The decay is computed from input:
w_base: learnable base decay (per dimension)
w_dynamic[t] = x[t] @ W_w
decay[t] = exp(-(w_base + w_dynamic[t]))
This allows:
- Adaptive forgetting: Decay based on content, not just time
- Context switching: Strong decay when topic changes
- Memory retention: Weak decay for consistent context
Each component (R, K, V, W, G) uses token shift for local context:
x_shifted[t] = mix * x[t-1] + (1 - mix) * x[t]
where mix is learnable per channel:
mix_r[d] for receptance
mix_k[d] for key
mix_v[d] for value
mix_w[d] for decay
mix_g[d] for gate
This provides:
- Position-independent local context
- No separate positional encoding needed
- Parameter-efficient (just mix coefficients)
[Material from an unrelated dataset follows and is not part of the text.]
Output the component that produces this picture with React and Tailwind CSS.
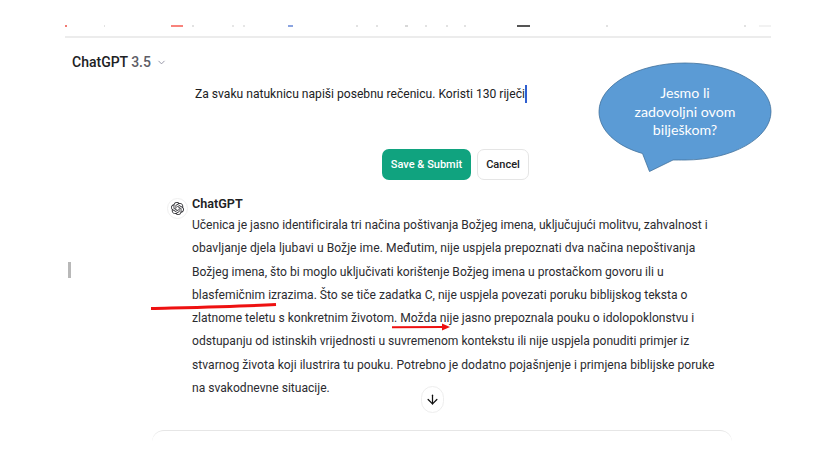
import React from 'react';
import { ChevronDown, ArrowDown } from 'lucide-react';
import { SiOpenai } from 'react-icons/si';

// Tragovi ikona odrezani pri vrhu snimke
const topMarks = [
  { x: 65, w: 2, color: '#f27a72' },
  { x: 104, w: 1, color: '#e2e2e2' },
  { x: 171, w: 12, color: '#f8837c' },
  { x: 192, w: 2, color: '#e2e2e2' },
  { x: 232, w: 2, color: '#e6e6e6' },
  { x: 243, w: 2, color: '#e6e6e6' },
  { x: 288, w: 5, color: '#8ba4e0' },
  { x: 356, w: 2, color: '#e2e2e2' },
  { x: 376, w: 2, color: '#e2e2e2' },
  { x: 405, w: 3, color: '#d8d8d8' },
  { x: 425, w: 2, color: '#e2e2e2' },
  { x: 446, w: 2, color: '#e2e2e2' },
  { x: 464, w: 2, color: '#e2e2e2' },
  { x: 517, w: 13, color: '#555555' },
  { x: 606, w: 2, color: '#e2e2e2' },
  { x: 744, w: 2, color: '#e2e2e2' },
  { x: 759, w: 12, color: '#f2f2f2' },
];

// Retci su prelomljeni kao na snimci, razmak slova izjednacava sirinu retka
const answerLines = [
  { text: 'Učenica je jasno identificirala tri načina poštivanja Božjeg imena, uključujući molitvu, zahvalnost i', cls: 'tracking-[-0.03px]' },
  { text: 'obavljanje djela ljubavi u Božje ime. Međutim, nije uspjela prepoznati dva načina nepoštivanja', cls: 'tracking-[0.05px]' },
  { text: 'Božjeg imena, što bi moglo uključivati korištenje Božjeg imena u prostačkom govoru ili u', cls: '' },
  { text: 'blasfemičnim izrazima. Što se tiče zadatka C, nije uspjela povezati poruku biblijskog teksta o', cls: '' },
  { text: 'zlatnome teletu s konkretnim životom. Možda nije jasno prepoznala pouku o idolopoklonstvu i', cls: '' },
  { text: 'odstupanju od istinskih vrijednosti u suvremenom kontekstu ili nije uspjela ponuditi primjer iz', cls: '' },
  { text: 'stvarnog života koji ilustrira tu pouku. Potrebno je dodatno pojašnjenje i primjena biblijske poruke', cls: 'tracking-[0.03px]' },
  { text: 'na svakodnevne situacije.', cls: '' },
];

export default function App() {
  return (
    <div className="relative h-[466px] w-[828px] overflow-hidden bg-white font-['Roboto',sans-serif] text-[#202123]">
      <div className="ml-[65px] w-[706px]">
        {/* Odrezani vrh s rubom */}
        <div className="relative h-[38px] border-b-2 border-[#ececec]">
          {topMarks.map((m) => (
            <span
              key={m.x}
              className="absolute top-[25px] h-[1.5px]"
              style={{ left: m.x - 65, width: m.w, backgroundColor: m.color }}
            />
          ))}
        </div>

        {/* Naslov */}
        <div className="mt-[14px] flex h-[20px] items-center pl-[7px] text-[14px] font-medium">
          <span>ChatGPT</span>
          <span className="ml-[3px] text-[#5d5d66]">3.5</span>
          <ChevronDown size={11} strokeWidth={2} className="ml-[5px] text-[#8e8ea0]" />
        </div>

        {/* Uredena poruka */}
        <div className="mt-[12px] flex h-[20px] items-center pl-[130px] text-[12.1px]">
          <span>Za svaku natuknicu napiši posebnu rečenicu. Koristi 130 riječi</span>
          <span className="h-[18px] w-[2px] bg-[#2f5fd0]" />
        </div>

        <div className="mt-[45px] flex h-[31px] gap-[6px] pl-[317px] text-[11px] font-medium">
          <button className="w-[89px] rounded-[7px] bg-[#10a37f] pt-px text-white">Save &amp; Submit</button>
          <button className="w-[52px] rounded-[7px] border border-[#e5e5e5] bg-white pt-px text-[#202123]">Cancel</button>
        </div>

        {/* Odgovor */}
        <div className="mt-[15px] flex pl-[102px]">
          <div className="mt-[3px] flex h-[21px] w-[21px] items-center justify-center rounded-full border border-[#f0f0f0]">
            <SiOpenai size={13} className="text-[#2b2b30]" />
          </div>
          <div className="ml-[4px]">
            <div className="text-[12.6px] leading-[17px] font-semibold">ChatGPT</div>
            <div className="mt-[2px] text-[12.1px] leading-[23.3px] whitespace-nowrap text-[#2b2b30]">
              {answerLines.map((line) => (
                <div key={line.text} className={line.cls}>{line.text}</div>
              ))}
            </div>
          </div>
        </div>
      </div>

      {/* Polje za unos, odrezano dnom snimke */}
      <div className="absolute top-[430px] left-[152px] h-[12px] w-[580px] rounded-t-[12px] border-t border-[#e6e6e6]" />

      {/* Gumb za pomicanje */}
      <div className="absolute top-[386px] left-[421px] flex h-[27px] w-[23px] items-center justify-center rounded-full border border-[#eeeeee] bg-white">
        <ArrowDown size={15} strokeWidth={2} className="text-[#111111]" />
      </div>

      {/* Klizac */}
      <div className="absolute top-[262px] left-[68px] h-[16px] w-[3px] bg-[#b8b8b8]" />

      {/* Oblacic */}
      <svg className="absolute top-0 left-0" width="828" height="466" viewBox="0 0 828 466">
        <path
          d="M642.5 153.5 C616 146 599 130 599 111.5 C599 85 637.5 63 685 63 C732.5 63 771 85 771 111.5 C771 138 732.5 160 685 160 C680 160 677 160 673 160 L649.5 171.5 Z"
          fill="#5b9bd5"
          stroke="#41719c"
          strokeWidth="0.8"
        />
        {/* Crvene oznake */}
        <path d="M151 308.5 C190 307.5 240 306.5 276 304.5" fill="none" stroke="#ee1111" strokeWidth="3" />
        <path d="M392 327.3 L443 327" fill="none" stroke="#ee1111" strokeWidth="2" />
        <path d="M442 323.5 L450 327 L442 330.5 Z" fill="#ee1111" />
      </svg>
      <div className="absolute top-[84px] left-[625px] w-[120px] text-center font-['Lato',sans-serif] text-[14.2px] leading-[18.5px] text-white">
        Jesmo li
        <br />
        zadovoljni ovom
        <br />
        bilješkom?
      </div>
    </div>
  );
}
The core WKV (Weighted Key-Value) recurrence:
# Initialize
h = 0 (matrix: head_dim × head_dim)
# For each timestep
for t in 1..T:
# Apply decay
h = decay[t] * h
# Add key-value pair
h = h + k[t] ⊗ v[t]
# Retrieve with receptance
output[t] = r[t] ⊙ (h @ k[t]) + bonus[t] * (k[t] ⊙ r[t]) ⊙ v[t]
The bonus term allows direct current-token attention.
Complete time mixing formulation:
Given input x[t]:
# Token shift
x_r, x_k, x_v, x_g, x_w = TokenShift(x, num_shifts=5)
# Projections
r[t] = x_r[t] @ W_r (receptance)
k[t] = x_k[t] @ W_k (key)
v[t] = x_v[t] @ W_v (value)
g[t] = silu(x_g[t] @ W_g) (gate)
# Data-dependent decay
w[t] = w_base + x_w[t] @ W_w
decay[t] = exp(-softplus(w[t]))
# WKV recurrence (per head h)
h^h[t] = decay^h[t] ⊙ h^h[t-1] + k^h[t] ⊗ v^h[t]
o^h[t] = h^h[t] @ k^h[t]
# Bonus term (current token attention)
o^h[t] = o^h[t] + bonus^h ⊙ (k^h[t] ⊙ r^h[t]) ⊙ v^h[t]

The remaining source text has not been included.